What the task asks>
Each line containing the word "this" needs to be copied.

Raw data>
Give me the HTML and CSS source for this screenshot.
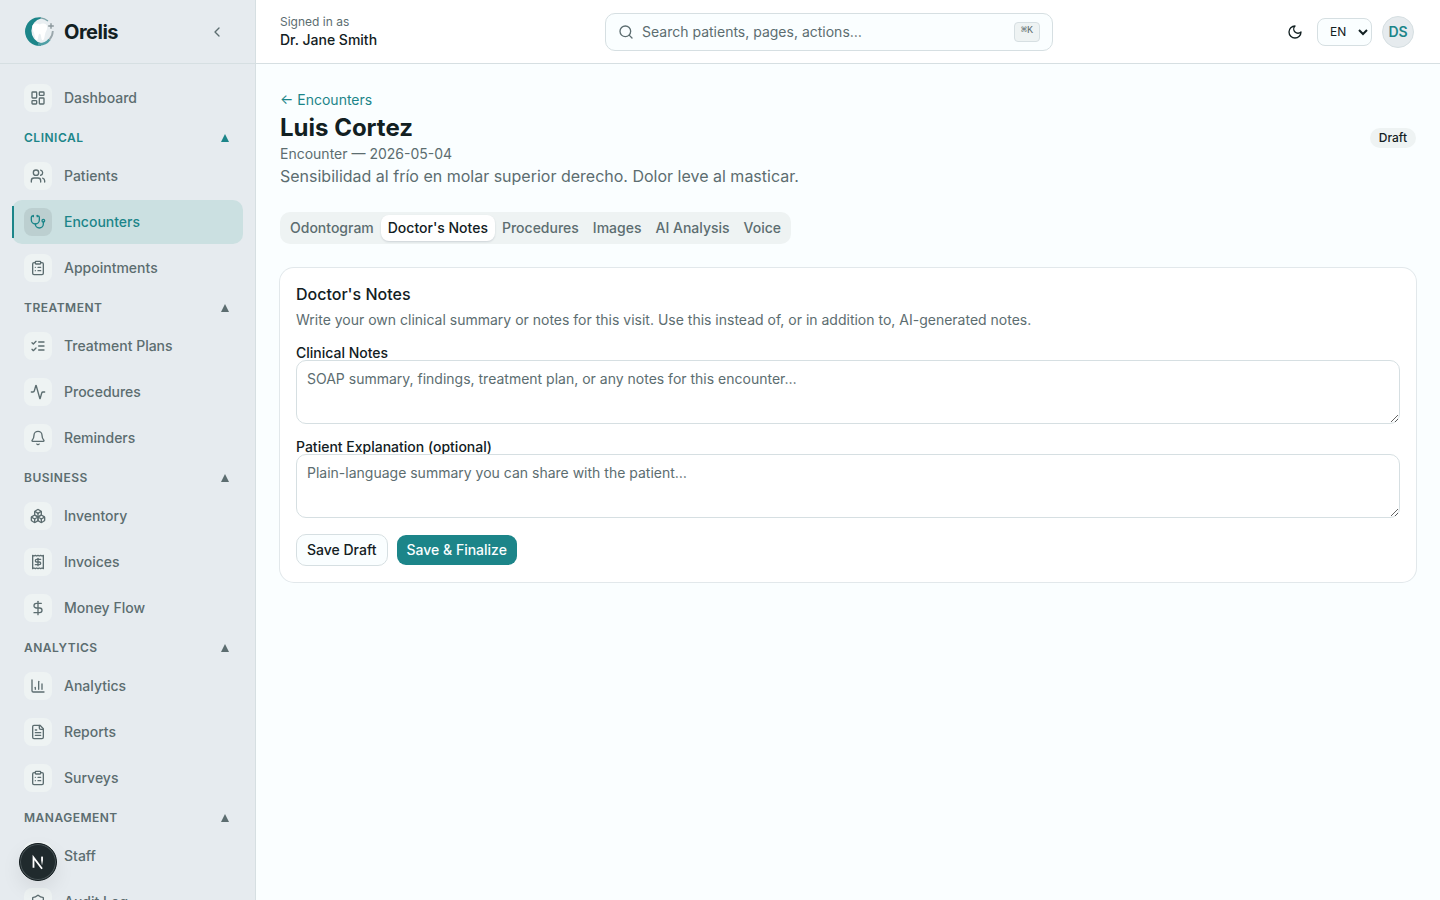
FILE: index.html
```html
<!DOCTYPE html>
<html lang="en">
<head>
  <meta charset="UTF-8">
  <meta name="viewport" content="width=device-width, initial-scale=1.0">
  <title>Orelis - Encounter</title>
  <link rel="stylesheet" href="styles.css">
</head>
<body>
  <div class="app">
    <aside class="sidebar">
      <div class="brand">
        <svg class="logo" viewBox="0 0 32 32" aria-hidden="true">
          <circle cx="16" cy="15" r="12" fill="#eaeff2"/>
          <path d="M17 1.300A14.300 14.300 0 1 0 17 29.700L17 27A12 12.500 0 0 1 17 2.500Z" fill="#1c8589"/>
          <path d="M14 28.300A13 13 0 0 0 25.500 23.500" fill="none" stroke="#4f9fa5" stroke-width="2.600"/>
          <path d="M25.300 23.800A13.400 13.400 0 0 0 28.800 15" fill="none" stroke="#9aa6ab" stroke-width="1.800"/>
          <path d="M16.500 1.900A13.800 13.800 0 0 1 24 5" fill="none" stroke="#7fa5aa" stroke-width="1.100"/>
          <path d="M15.700 8.500C13.500 7 8.500 6.800 8.200 11c-.2 2.800 1.600 4.500 2.200 7.300.5 2.600.8 6 2.300 6 1.800 0 1.200-6.500 3-6.500s1.200 6.500 3 6.500c1.500 0 1.800-3.400 2.300-6 .6-2.800 2.400-4.500 2.200-7.300-.3-4.200-5.300-4-7.500-2.500z" fill="#fff"/>
          <path d="M27 7.200v5.600M24.200 10h5.600" stroke="#8b979c" stroke-width="1.400"/>
        </svg>
        <span class="brand-name">Orelis</span>
        <button class="collapse" type="button" aria-label="Collapse sidebar">
          <svg class="icon" viewBox="0 0 24 24"><path d="m15 18-6-6 6-6"/></svg>
        </button>
      </div>

      <nav class="nav">
        <a class="nav-item" href="#">
          <span class="nav-icon"><svg class="icon" viewBox="0 0 24 24"><rect width="7" height="9" x="3" y="3" rx="1"/><rect width="7" height="5" x="14" y="3" rx="1"/><rect width="7" height="9" x="14" y="12" rx="1"/><rect width="7" height="5" x="3" y="16" rx="1"/></svg></span>
          Dashboard
        </a>

        <div class="nav-group">
          <button class="nav-heading current" type="button">Clinical <span class="caret"></span></button>
          <a class="nav-item" href="#">
            <span class="nav-icon"><svg class="icon" viewBox="0 0 24 24"><path d="M16 21v-2a4 4 0 0 0-4-4H6a4 4 0 0 0-4 4v2"/><circle cx="9" cy="7" r="4"/><path d="M22 21v-2a4 4 0 0 0-3-3.870"/><path d="M16 3.130a4 4 0 0 1 0 7.750"/></svg></span>
            Patients
          </a>
          <a class="nav-item active" href="#" aria-current="page">
            <span class="nav-icon"><svg class="icon" viewBox="0 0 24 24"><path d="M11 2v2"/><path d="M5 2v2"/><path d="M5 3H4a2 2 0 0 0-2 2v4a6 6 0 0 0 12 0V5a2 2 0 0 0-2-2h-1"/><path d="M8 15a6 6 0 0 0 12 0v-3"/><circle cx="20" cy="10" r="2"/></svg></span>
            Encounters
          </a>
          <a class="nav-item" href="#">
            <span class="nav-icon"><svg class="icon" viewBox="0 0 24 24"><rect width="8" height="4" x="8" y="2" rx="1"/><path d="M16 4h2a2 2 0 0 1 2 2v14a2 2 0 0 1-2 2H6a2 2 0 0 1-2-2V6a2 2 0 0 1 2-2h2"/><path d="M12 11h4"/><path d="M12 16h4"/><path d="M8 11h.01"/><path d="M8 16h.01"/></svg></span>
            Appointments
          </a>
        </div>

        <div class="nav-group">
          <button class="nav-heading" type="button">Treatment <span class="caret"></span></button>
          <a class="nav-item" href="#">
            <span class="nav-icon"><svg class="icon" viewBox="0 0 24 24"><path d="m3 17 2 2 4-4"/><path d="m3 7 2 2 4-4"/><path d="M13 6h8"/><path d="M13 12h8"/><path d="M13 18h8"/></svg></span>
            Treatment Plans
          </a>
          <a class="nav-item" href="#">
            <span class="nav-icon"><svg class="icon" viewBox="0 0 24 24"><path d="M22 12h-2.480a2 2 0 0 0-1.930 1.460l-2.350 8.360a.25.25 0 0 1-.48 0L9.240 2.180a.25.25 0 0 0-.48 0l-2.350 8.360A2 2 0 0 1 4.490 12H2"/></svg></span>
            Procedures
          </a>
          <a class="nav-item" href="#">
            <span class="nav-icon"><svg class="icon" viewBox="0 0 24 24"><path d="M10.268 21a2 2 0 0 0 3.464 0"/><path d="M3.262 15.326A1 1 0 0 0 4 17h16a1 1 0 0 0 .74-1.673C19.410 13.956 18 12.499 18 8A6 6 0 0 0 6 8c0 4.499-1.411 5.956-2.738 7.326"/></svg></span>
            Reminders
          </a>
        </div>

        <div class="nav-group">
          <button class="nav-heading" type="button">Business <span class="caret"></span></button>
          <a class="nav-item" href="#">
            <span class="nav-icon"><svg class="icon" viewBox="0 0 24 24"><path d="M2.970 12.920A2 2 0 0 0 2 14.630v3.240a2 2 0 0 0 .97 1.710l3 1.800a2 2 0 0 0 2.060 0L12 19v-5.500l-5-3-4.030 2.420Z"/><path d="m7 16.500-4.740-2.850"/><path d="m7 16.500 5-3"/><path d="M7 16.500v5.170"/><path d="M12 13.500V19l3.970 2.380a2 2 0 0 0 2.060 0l3-1.800a2 2 0 0 0 .97-1.710v-3.240a2 2 0 0 0-.97-1.710L17 10.500l-5 3Z"/><path d="m17 16.500-5-3"/><path d="m17 16.500 4.740-2.850"/><path d="M17 16.500v5.170"/><path d="M7.970 4.420A2 2 0 0 0 7 6.130v4.370l5 3 5-3V6.130a2 2 0 0 0-.97-1.710l-3-1.800a2 2 0 0 0-2.060 0l-3 1.800Z"/><path d="M12 8 7.260 5.150"/><path d="m12 8 4.740-2.850"/><path d="M12 13.500V8"/></svg></span>
            Inventory
          </a>
          <a class="nav-item" href="#">
            <span class="nav-icon"><svg class="icon" viewBox="0 0 24 24"><path d="M4 2v20l2-1 2 1 2-1 2 1 2-1 2 1 2-1 2 1V2l-2 1-2-1-2 1-2-1-2 1-2-1-2 1Z"/><path d="M16 8h-6a2 2 0 1 0 0 4h4a2 2 0 1 1 0 4H8"/><path d="M12 17.500v-11"/></svg></span>
            Invoices
          </a>
          <a class="nav-item" href="#">
            <span class="nav-icon"><svg class="icon" viewBox="0 0 24 24"><path d="M12 2v20"/><path d="M17 5H9.500a3.500 3.500 0 0 0 0 7h5a3.500 3.500 0 0 1 0 7H6"/></svg></span>
            Money Flow
          </a>
        </div>

        <div class="nav-group">
          <button class="nav-heading" type="button">Analytics <span class="caret"></span></button>
          <a class="nav-item" href="#">
            <span class="nav-icon"><svg class="icon" viewBox="0 0 24 24"><path d="M3 3v16a2 2 0 0 0 2 2h16"/><path d="M18 17V9"/><path d="M13 17V5"/><path d="M8 17v-3"/></svg></span>
            Analytics
          </a>
          <a class="nav-item" href="#">
            <span class="nav-icon"><svg class="icon" viewBox="0 0 24 24"><path d="M15 2H6a2 2 0 0 0-2 2v16a2 2 0 0 0 2 2h12a2 2 0 0 0 2-2V7Z"/><path d="M14 2v4a2 2 0 0 0 2 2h4"/><path d="M10 9H8"/><path d="M16 13H8"/><path d="M16 17H8"/></svg></span>
            Reports
          </a>
          <a class="nav-item" href="#">
            <span class="nav-icon"><svg class="icon" viewBox="0 0 24 24"><rect width="8" height="4" x="8" y="2" rx="1"/><path d="M16 4h2a2 2 0 0 1 2 2v14a2 2 0 0 1-2 2H6a2 2 0 0 1-2-2V6a2 2 0 0 1 2-2h2"/><path d="M12 11h4"/><path d="M12 16h4"/><path d="M8 11h.01"/><path d="M8 16h.01"/></svg></span>
            Surveys
          </a>
        </div>

        <div class="nav-group">
          <button class="nav-heading" type="button">Management <span class="caret"></span></button>
          <a class="nav-item" href="#">
            <span class="nav-icon"><svg class="icon" viewBox="0 0 24 24"><circle cx="12" cy="8" r="4"/><path d="M4 21a8 8 0 0 1 16 0"/></svg></span>
            Staff
          </a>
          <a class="nav-item" href="#">
            <span class="nav-icon"><svg class="icon" viewBox="0 0 24 24"><path d="M20 13c0 5-3.500 7.500-7.660 8.950a1 1 0 0 1-.67-.01C7.500 20.500 4 18 4 13V6a1 1 0 0 1 1-1c2 0 4.500-1.200 6.240-2.720a1.170 1.170 0 0 1 1.520 0C14.510 3.810 17 5 19 5a1 1 0 0 1 1 1z"/></svg></span>
            Audit Log
          </a>
        </div>
      </nav>
    </aside>

    <div class="content">
      <header class="topbar">
        <div class="signed-in">
          <span class="signed-label">Signed in as</span>
          <span class="signed-name">Dr. Jane Smith</span>
        </div>

        <label class="search">
          <svg class="icon" viewBox="0 0 24 24"><circle cx="11" cy="11" r="8"/><path d="m21 21-4.300-4.300"/></svg>
          <input type="text" placeholder="Search patients, pages, actions…" aria-label="Search">
          <kbd>⌘K</kbd>
        </label>

        <div class="tools">
          <button class="theme" type="button" aria-label="Toggle theme">
            <svg class="icon" viewBox="0 0 24 24"><path d="M12 3a6 6 0 0 0 9 9 9 9 0 1 1-9-9Z"/></svg>
          </button>
          <select class="language" aria-label="Language">
            <option>EN</option>
            <option>ES</option>
          </select>
          <button class="account" type="button" aria-label="Account"><span class="avatar">DS</span></button>
        </div>
      </header>

      <main class="main">
        <div class="page-head">
          <div>
            <a class="back" href="#">← Encounters</a>
            <h1>Luis Cortez</h1>
            <p class="meta">Encounter — 2026-05-04</p>
            <p class="reason">Sensibilidad al frío en molar superior derecho. Dolor leve al masticar.</p>
          </div>
          <span class="badge">Draft</span>
        </div>

        <div class="tabs" role="tablist">
          <button class="tab" type="button" role="tab">Odontogram</button>
          <button class="tab selected" type="button" role="tab" aria-selected="true">Doctor's Notes</button>
          <button class="tab" type="button" role="tab">Procedures</button>
          <button class="tab" type="button" role="tab">Images</button>
          <button class="tab" type="button" role="tab">AI Analysis</button>
          <button class="tab" type="button" role="tab">Voice</button>
        </div>

        <form class="card">
          <div class="card-head">
            <h2>Doctor's Notes</h2>
            <p>Write your own clinical summary or notes for this visit. Use this instead of, or in addition to, AI-generated notes.</p>
          </div>
          <div class="field">
            <label for="clinical-notes">Clinical Notes</label>
            <textarea id="clinical-notes" placeholder="SOAP summary, findings, treatment plan, or any notes for this encounter…"></textarea>
          </div>
          <div class="field">
            <label for="explanation">Patient Explanation (optional)</label>
            <textarea id="explanation" placeholder="Plain-language summary you can share with the patient…"></textarea>
          </div>
          <div class="actions">
            <button class="btn outline" type="button">Save Draft</button>
            <button class="btn primary" type="button">Save &amp; Finalize</button>
          </div>
        </form>
      </main>
    </div>
  </div>

  <button class="dev-badge" type="button" aria-label="Open dev tools">
    <svg viewBox="0 0 40 40" aria-hidden="true">
      <defs>
        <linearGradient id="fade" x1="0" y1="0" x2="0" y2="1">
          <stop offset="0.4" stop-color="#fff"/>
          <stop offset="1" stop-color="#fff" stop-opacity="0"/>
        </linearGradient>
      </defs>
      <path d="M15 26.500V15L24.500 27.500" fill="none" stroke="#fff" stroke-width="2"/>
      <rect x="23.500" y="14" width="2" height="10" fill="url(#fade)"/>
    </svg>
  </button>
</body>
</html>
```
FILE: styles.css
```css
:root {
  --bg: #fafeff;
  --text: #122022;
  --muted-text: #5c6d70;
  --muted: #eef3f3;
  --border: #d6dfe2;
  --teal: #1c8589;
  --side: #e6ebef;
}

* {
  box-sizing: border-box;
}

body {
  margin: 0;
  font-family: Inter, "Liberation Sans", sans-serif;
  font-size: 14px;
  line-height: 20px;
  color: var(--text);
  background: var(--bg);
}

button, input, select, textarea {
  font: inherit;
  color: inherit;
}

button {
  cursor: pointer;
}

a {
  text-decoration: none;
}

h1, h2, p {
  margin: 0;
}

.app {
  display: flex;
  height: 100vh;
  overflow: hidden;
}

.icon {
  width: 16px;
  height: 16px;
  flex-shrink: 0;
  fill: none;
  stroke: currentColor;
  stroke-width: 2;
  stroke-linecap: round;
  stroke-linejoin: round;
}

/* Sidebar */
.sidebar {
  display: flex;
  flex-direction: column;
  width: 256px;
  flex-shrink: 0;
  background: var(--side);
  border-right: 1px solid var(--border);
}

.brand {
  display: flex;
  align-items: center;
  gap: 8px;
  height: 64px;
  flex-shrink: 0;
  padding: 0 24px;
  border-bottom: 1px solid var(--border);
}

.logo {
  width: 32px;
  height: 32px;
}

.brand-name {
  flex: 1;
  font-size: 20px;
  line-height: 28px;
  font-weight: 700;
  letter-spacing: -0.5px;
}

.collapse, .theme {
  display: flex;
  align-items: center;
  justify-content: center;
  width: 28px;
  height: 28px;
  padding: 0;
  border: 0;
  background: none;
}

.collapse {
  color: var(--muted-text);
}

.nav {
  display: flex;
  flex-direction: column;
  gap: 2px;
  padding: 12px;
  overflow-x: hidden;
  overflow-y: auto;
  scrollbar-width: none;
}

.nav-group {
  display: flex;
  flex-direction: column;
  flex-shrink: 0;
  gap: 2px;
}

.nav-item {
  display: flex;
  align-items: center;
  gap: 12px;
  height: 44px;
  flex-shrink: 0;
  padding: 0 12px;
  border-radius: 10px;
  color: var(--muted-text);
  font-weight: 500;
}

.nav-icon {
  display: flex;
  align-items: center;
  justify-content: center;
  width: 28px;
  height: 28px;
  border-radius: 8px;
  background: var(--muted);
}

.nav-item.active {
  position: relative;
  background: #cbe0e1;
  color: var(--teal);
}

.nav-item.active::before {
  content: "";
  position: absolute;
  left: 0;
  top: 6px;
  bottom: 6px;
  width: 2px;
  background: var(--teal);
}

.nav-item.active .nav-icon {
  background: #bccfd0;
}

.nav-heading {
  display: flex;
  align-items: center;
  justify-content: space-between;
  height: 32px;
  margin-bottom: -2px;
  padding: 0 12px;
  border: 0;
  background: none;
  color: var(--muted-text);
  font-size: 12px;
  line-height: 16px;
  font-weight: 600;
  letter-spacing: 0.5px;
  text-transform: uppercase;
}

.nav-heading.current {
  color: var(--teal);
}

.caret {
  margin-right: 2px;
  border: 4px solid transparent;
  border-top: 0;
  border-bottom: 8px solid currentColor;
}

/* Top bar */
.content {
  display: flex;
  flex-direction: column;
  flex: 1;
  min-width: 0;
}

.topbar {
  display: flex;
  align-items: center;
  justify-content: space-between;
  height: 64px;
  flex-shrink: 0;
  padding: 0 24px;
  background: #fff;
  border-bottom: 1px solid var(--border);
}

.signed-in {
  display: flex;
  flex-direction: column;
}

.signed-label {
  font-size: 12px;
  line-height: 16px;
  color: var(--muted-text);
}

.signed-name {
  font-weight: 500;
}

.search {
  display: flex;
  align-items: center;
  gap: 8px;
  width: 448px;
  height: 38px;
  padding: 0 12px;
  border: 1px solid var(--border);
  border-radius: 10px;
  background: var(--bg);
  color: var(--muted-text);
}

.search input {
  flex: 1;
  min-width: 0;
  padding: 0;
  border: 0;
  outline: 0;
  background: none;
}

.search input::placeholder, textarea::placeholder {
  color: var(--muted-text);
  opacity: 1;
}

.search kbd {
  height: 20px;
  padding: 0 6px;
  border: 1px solid var(--border);
  border-radius: 4px;
  background: var(--muted);
  font-family: "Liberation Mono", "DejaVu Sans Mono", monospace;
  font-size: 10px;
  line-height: 16px;
}

.tools {
  display: flex;
  align-items: center;
  gap: 8px;
}

.language {
  width: 55px;
  height: 28px;
  padding: 0 0 0 8px;
  border: 1px solid var(--border);
  border-radius: 8px;
  background: var(--bg);
  font-size: 12px;
}

.account {
  padding: 2px;
  border: 0;
  background: none;
}

.avatar {
  display: flex;
  align-items: center;
  justify-content: center;
  width: 32px;
  height: 32px;
  border: 1px solid var(--border);
  border-radius: 50%;
  background: #e6ebee;
  color: var(--teal);
  font-weight: 600;
}

/* Page */
.main {
  display: flex;
  flex-direction: column;
  gap: 24px;
  padding: 24px;
  overflow-y: auto;
}

.page-head {
  display: flex;
  align-items: center;
  justify-content: space-between;
}

.back {
  display: block;
  line-height: 24px;
  color: var(--teal);
}

h1 {
  font-size: 24px;
  line-height: 32px;
  font-weight: 700;
}

.meta {
  color: var(--muted-text);
}

.reason {
  font-size: 16px;
  line-height: 24px;
  color: var(--muted-text);
}

.badge {
  padding: 2px 9px;
  border-radius: 10px;
  background: var(--muted);
  font-size: 12px;
  line-height: 16px;
  font-weight: 500;
}

.tabs {
  display: flex;
  align-items: center;
  align-self: flex-start;
  height: 32px;
  padding: 3px;
  border-radius: 10px;
  background: var(--muted);
}

.tab {
  height: 26px;
  padding: 0 6px;
  border: 1px solid transparent;
  border-radius: 8px;
  background: none;
  color: var(--muted-text);
  font-weight: 500;
}

.tab.selected {
  background: #fff;
  color: var(--text);
  box-shadow: 0 1px 2px rgba(18, 32, 60, 0.15);
}

.card {
  display: flex;
  flex-direction: column;
  gap: 16px;
  padding: 16px;
  border-radius: 14px;
  background: #fff;
  box-shadow: 0 0 0 1px #e2e8eb;
}

.card-head {
  display: flex;
  flex-direction: column;
  gap: 6px;
}

.card-head h2 {
  font-size: 16px;
  line-height: 20px;
  font-weight: 500;
}

.card-head p {
  color: var(--muted-text);
}

.field {
  display: flex;
  flex-direction: column;
}

.field label {
  line-height: 14px;
  font-weight: 500;
}

.field textarea {
  height: 64px;
  padding: 8px 10px;
  border: 1px solid var(--border);
  border-radius: 10px;
  background: #fff;
  resize: vertical;
}

.actions {
  display: flex;
  gap: 8px;
}

.btn {
  height: 32px;
  padding: 0 10px;
  border: 1px solid transparent;
  border-radius: 10px;
  background-clip: padding-box;
  font-weight: 500;
}

.btn.outline {
  border-color: var(--border);
  background-color: var(--bg);
}

.btn.primary {
  background-color: var(--teal);
  color: #fafeff;
}

.dev-badge {
  position: fixed;
  left: 19px;
  bottom: 19px;
  width: 38px;
  height: 38px;
  padding: 0;
  border: 1px solid #111a1d;
  border-radius: 50%;
  background: #202a2d;
  box-shadow: inset 0 0 0 1px #4a5558, 0 8px 20px rgba(0, 0, 0, 0.08);
}

.dev-badge svg {
  display: block;
  width: 36px;
  height: 36px;
}
```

Result>
Give me the HTML and CSS source for this screenshot.
            <p>Write your own clinical summary or notes for this visit. Use this instead of, or in addition to, AI-generated notes.</p>
            <textarea id="clinical-notes" placeholder="SOAP summary, findings, treatment plan, or any notes for this encounter…"></textarea>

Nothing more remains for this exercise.